"Le retour, en grec, se dit nostos. Algos signifie souffrance. La nostalgie est donc la souffrance causée par le désir inassouvi de retourner [...] En espagnol, añoranza vient du verbe añorar (avoir de la nostalgie) qui vient du catalan enyorar dérivé lui, du mot latin ignorare (ignorer)." (p.10/11).
Pour un lecteur qui n'a vécu le déracinement autrement que par procuration à travers la destinée de quelques héros épiques dont Ulysse est le parangon, cette parenté entre la nostalgie (Heureux qui, comme Ulysse, ...") et l'ignorance est bien surprenante et le titre de ce livre en devient énigmatique..
C'est pourtant cela que Milan Kundera explore dans ce roman à travers le retour au pays de ses deux protagonistes, tous les deux d'origine tchèque, comme lui, tous les deux émigrés depuis l'invasion soviétique de la Tchécoslovaquie en 1969, l'un, Josef, au Danemark, l'autre Irena, à Paris.
Au moment où, vingt ans plus tard, leur pays est libéré du joug soviétique, en 1989, leur entourage qui jusque là les avait accueillis avec compassion comme des réfugiés politiques, ne comprend pas leur manque d'empressement à rentrer dans leur pays. Sylvie, l'amie parisienne d'Irena, la presse de rentrer et finalement prend ses distances avec cette réfugiée qui n'est pas pressée de rentrer. Gustaf, le mari suédois d'Irena, a convaincu sa firme d'ouvrir une agence à Prague et presse Irena de venir. Elle est obligée de céder.

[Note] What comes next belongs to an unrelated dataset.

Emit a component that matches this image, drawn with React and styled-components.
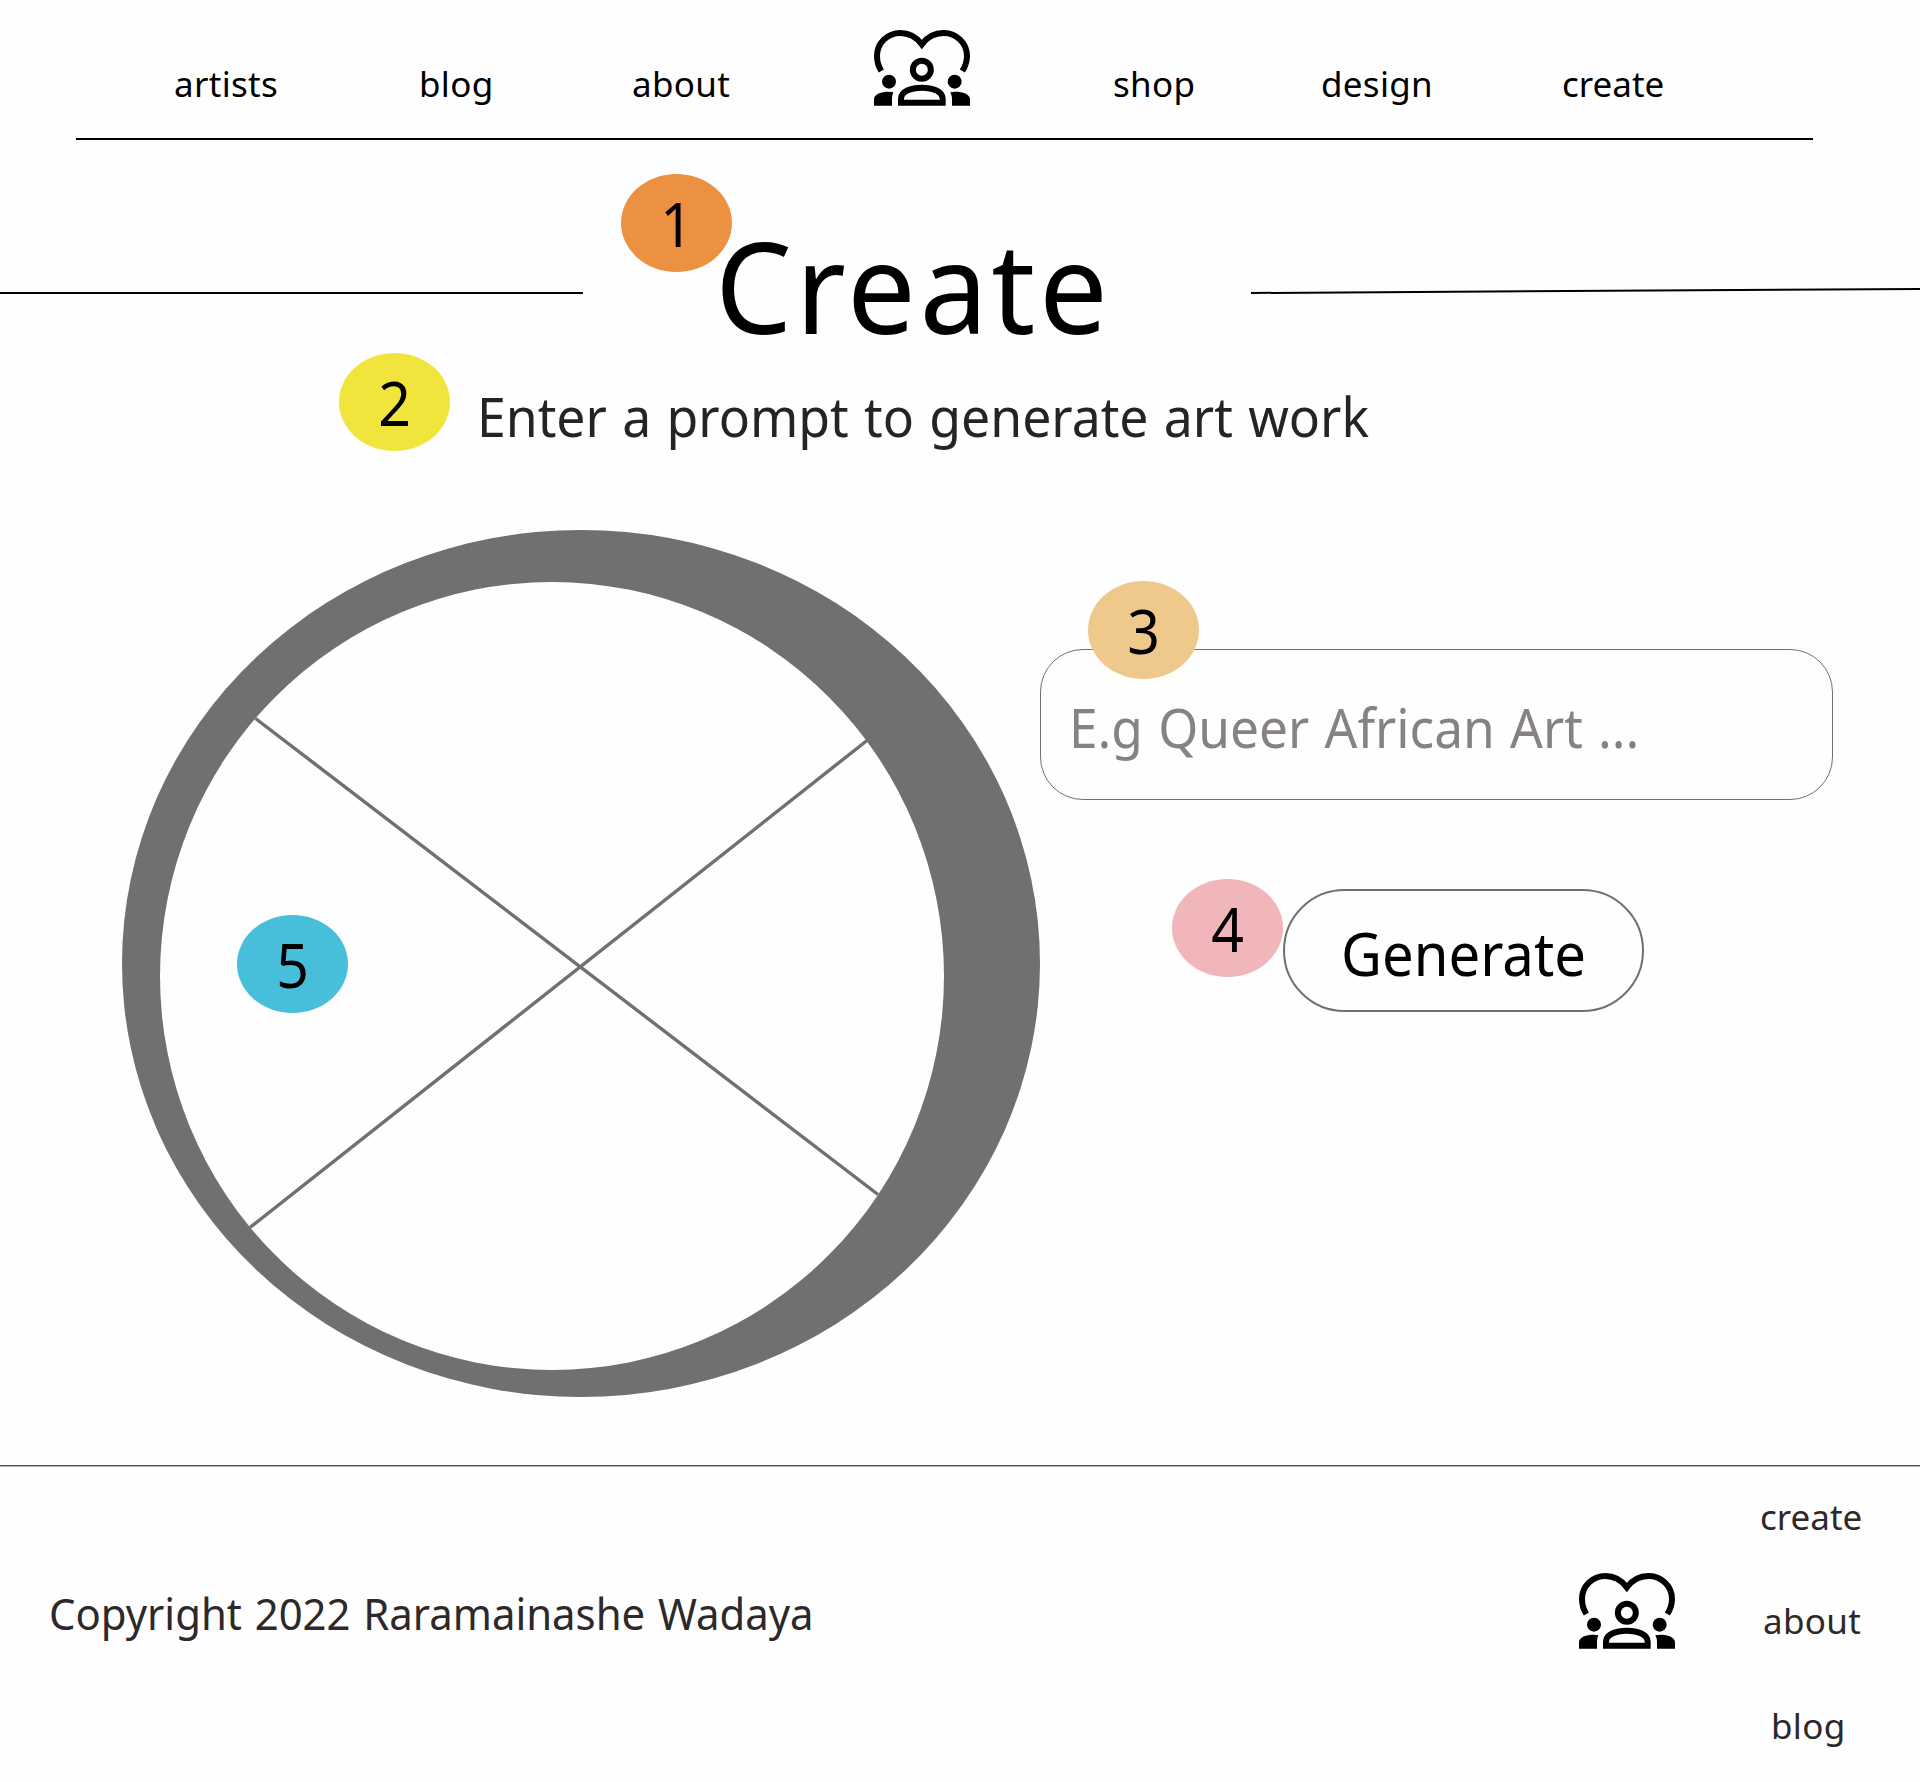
import React from "react";
import styled, { createGlobalStyle } from "styled-components";

const GlobalStyle = createGlobalStyle`
  * { box-sizing: border-box; }
  body { margin: 0; background: #fefefe; }
`;

const Page = styled.div`
  width: 1920px;
  height: 1782px;
  display: flex;
  flex-direction: column;
  overflow: hidden;
  background: #fefefe;
  color: #000;
  font-family: "Noto Sans", "Open Sans", sans-serif;
`;

const Header = styled.header`
  width: 1737px;
  height: 140px;
  margin-left: 76px;
  padding-top: 30px;
  border-bottom: 2px solid #000;
`;

const Nav = styled.nav`
  display: grid;
  grid-template-columns: 98px 245px 213px 242px 239px 208px 241px 1fr;
  align-items: start;
`;

const NavLink = styled.a`
  font-size: 35px;
  line-height: 48px;
  letter-spacing: ${(p) => p.$spacing ?? 0.3}px;
  color: ${(p) => p.$color || "#000"};
  white-space: nowrap;
  margin-top: ${(p) => p.$top ?? 30}px;
  margin-left: ${(p) => p.$left ?? 0}px;
`;

const LogoSvg = styled.svg`
  display: block;
  width: 96px;
  height: 76px;
  flex: none;
`;

const TitleRow = styled.section`
  position: relative;
  height: 140px;
  margin-top: 75px;
  display: flex;
  align-items: center;
`;

const Rule = styled.div`
  width: 583px;
  height: 2px;
  margin-top: 16px;
  background: #000;
`;

const TitleSlot = styled.div`
  width: 668px;
  padding-left: 132px;
`;

const Title = styled.h1`
  margin: 0;
  font-weight: 400;
  font-size: 127px;
  line-height: 140px;
  letter-spacing: 3.7px;
  white-space: nowrap;
  transform: scaleX(0.96);
  transform-origin: left center;
`;

const SlantedRule = styled.svg`
  display: block;
  width: 669px;
  height: 8px;
  margin-top: 12px;
`;

const Prompt = styled.section`
  position: relative;
  height: 175px;
  padding: 21px 0 0 477px;
`;

const Phrase = styled.span`
  display: inline-block;
  transform: scaleX(${(p) => p.$stretch});
  transform-origin: left center;
  font-size: ${(p) => p.$size}px;
  line-height: 80px;
  word-spacing: 2px;
  color: ${(p) => p.$color || "#000"};
  white-space: nowrap;
`;

const BadgeDisc = styled.div`
  position: absolute;
  left: ${(p) => p.$x}px;
  top: ${(p) => p.$y}px;
  width: 111px;
  height: 98px;
  border-radius: 50%;
  background: ${(p) => p.$color};
  font-size: 61.5px;
  line-height: 98px;
  text-align: center;
  z-index: 1;
`;

const Digit = styled.span`
  display: inline-block;
  transform: scaleX(0.93);
`;

const Workspace = styled.main`
  height: 935px;
  display: flex;
  align-items: flex-start;
`;

const Artwork = styled.div`
  position: relative;
  width: 918px;
  height: 867px;
  margin-left: 122px;
`;

const Controls = styled.div`
  width: 793px;
  padding-top: 119px;
  display: flex;
  flex-direction: column;
`;

const Field = styled.div`
  position: relative;
  height: 151px;
  padding: 37px 0 0 28px;
  border: 1px solid #707070;
  border-radius: 43px;
`;

const Generate = styled.div`
  position: relative;
  width: 361px;
  height: 123px;
  margin: 89px 0 0 243px;
  padding: 22px 0 0 56px;
  border: 2px solid #707070;
  border-radius: 62px;
`;

const Footer = styled.footer`
  flex: 1;
  display: flex;
  border-top: 1px solid #505250;
  box-shadow: inset 0 1px 0 #b4b4b4;
`;

const Copyright = styled.div`
  width: 1579px;
  padding: 107px 0 0 49px;
`;

const FooterLogo = styled.div`
  width: 181px;
  padding-top: 107px;
`;

const FooterLinks = styled.div`
  display: flex;
  flex-direction: column;
  padding-top: 27px;
`;

function Logo() {
  return (
    <LogoSvg viewBox="0 0 288 228" fill="#000">
      <path
        d="M22 123C13 109 9 95 9 78A70 69 0 0 1 79 9C104 9 127 21 143.5 43C160 21 183 9 208 9A70 69 0 0 1 279 78C279 95 274 109 265 123"
        fill="none"
        stroke="#000"
        strokeWidth="18"
      />
      <circle cx="143.5" cy="119.5" r="27" fill="none" stroke="#000" strokeWidth="18" />
      <circle cx="45" cy="155" r="21" />
      <circle cx="242" cy="155" r="21" />
      <path d="M0 227V208C0 192 22 185 44 185Q52 185 58 187Q54 196 54 208V227Z" />
      <path d="M288 227V208C288 192 266 185 244 185Q236 185 229 187Q234 196 234 208V227Z" />
      <path
        d="M81 218V206C81 185 110 173 143.5 173S206 185 206 206V218Z"
        fill="none"
        stroke="#000"
        strokeWidth="18"
      />
    </LogoSvg>
  );
}

function Badge({ x, y, color, children }) {
  return (
    <BadgeDisc $x={x} $y={y} $color={color}>
      <Digit>{children}</Digit>
    </BadgeDisc>
  );
}

export default function App() {
  return (
    <Page>
      <GlobalStyle />
      <Header>
        <Nav>
          <span />
          <NavLink>artists</NavLink>
          <NavLink>blog</NavLink>
          <NavLink>about</NavLink>
          <Logo />
          <NavLink>shop</NavLink>
          <NavLink>design</NavLink>
          <NavLink $spacing={0}>create</NavLink>
        </Nav>
      </Header>

      <TitleRow>
        <Badge x={621} y={-41} color="#ec9142">1</Badge>
        <Rule />
        <TitleSlot>
          <Title>Create</Title>
        </TitleSlot>
        <SlantedRule viewBox="0 0 669 8">
          <line x1="0" y1="6" x2="669" y2="2" stroke="#000" strokeWidth="2" />
        </SlantedRule>
      </TitleRow>

      <Prompt>
        <Badge x={339} y={-2} color="#f1e43d">2</Badge>
        <Phrase $size={55} $stretch={0.94} $color="#242424">
          Enter a prompt to generate art work
        </Phrase>
      </Prompt>

      <Workspace>
        <Artwork>
          <svg width="918" height="867" viewBox="0 0 918 867" display="block">
            <ellipse cx="459" cy="433.5" rx="459" ry="433.5" fill="#707070" />
            <ellipse cx="430" cy="446" rx="392" ry="394" fill="#fefefe" />
            <path d="M133.5 188.5L756 664.5M745 210.5L128 697.5" stroke="#707070" strokeWidth="3.4" />
          </svg>
          <Badge x={115} y={385} color="#47bfda">5</Badge>
        </Artwork>
        <Controls>
          <Field>
            <Badge x={47} y={-69} color="#efc98c">3</Badge>
            <Phrase $size={54.5} $stretch={0.943} $color="#868281">
              E.g Queer African Art ...
            </Phrase>
          </Field>
          <Generate>
            <Badge x={-113} y={-12} color="#f1b6b9">4</Badge>
            <Phrase $size={60.5} $stretch={0.93}>Generate</Phrase>
          </Generate>
        </Controls>
      </Workspace>

      <Footer>
        <Copyright>
          <Phrase $size={44.5} $stretch={0.941} $color="#2d2829">
            Copyright 2022 Raramainashe Wadaya
          </Phrase>
        </Copyright>
        <FooterLogo>
          <Logo />
        </FooterLogo>
        <FooterLinks>
          <NavLink $top={0} $spacing={0} $color="#2d2829">create</NavLink>
          <NavLink $top={56} $left={3} $color="#2d2829">about</NavLink>
          <NavLink $top={57} $left={11} $color="#2d2829">blog</NavLink>
        </FooterLinks>
      </Footer>
    </Page>
  );
}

Josef, au Danemark, a perdu son épouse mais son chez lui est toujours sa maison danoise avec le sapin autrefois planté par sa femme. Lorsqu'il revient à Prague en 1989, il retourne sur la tombe de sa mère et ne reconnaît plus le cimetière, il revoit son frère, sa belle-soeur, un ami d'autrefois mais rien à faire, le passé ne revit pas, les souvenirs sont indécis, ce retour n'a pas de sens. Il refuse de rencontrer la fille de sa première épouse. Son retour ne sera qu'un passage.
Irena aussi est confrontée à cette incompréhension. Ses amies d'autrefois n'ont aucune curiosité pour ce qu'elle a vécu sans eux, elle même ne sent aucune envie de se conformer à leur mode de vie. Ce retour est un cuisant échec.
Or, dans une salle d'embarquement, alors que Josef et Irena allaient prendre l'avion pour ce retour à Prague, Irena avait reconnu Josef. Avec lui, il y a plus de 20 ans, une histoire d'amour aurait pu naitre. Elle lui donne rendez-vous à Prague. Ils se revoient, leur histoire d'amour dure une nuit, Josef repart, il ignore qui elle est et n'a pas voulu le lui dire.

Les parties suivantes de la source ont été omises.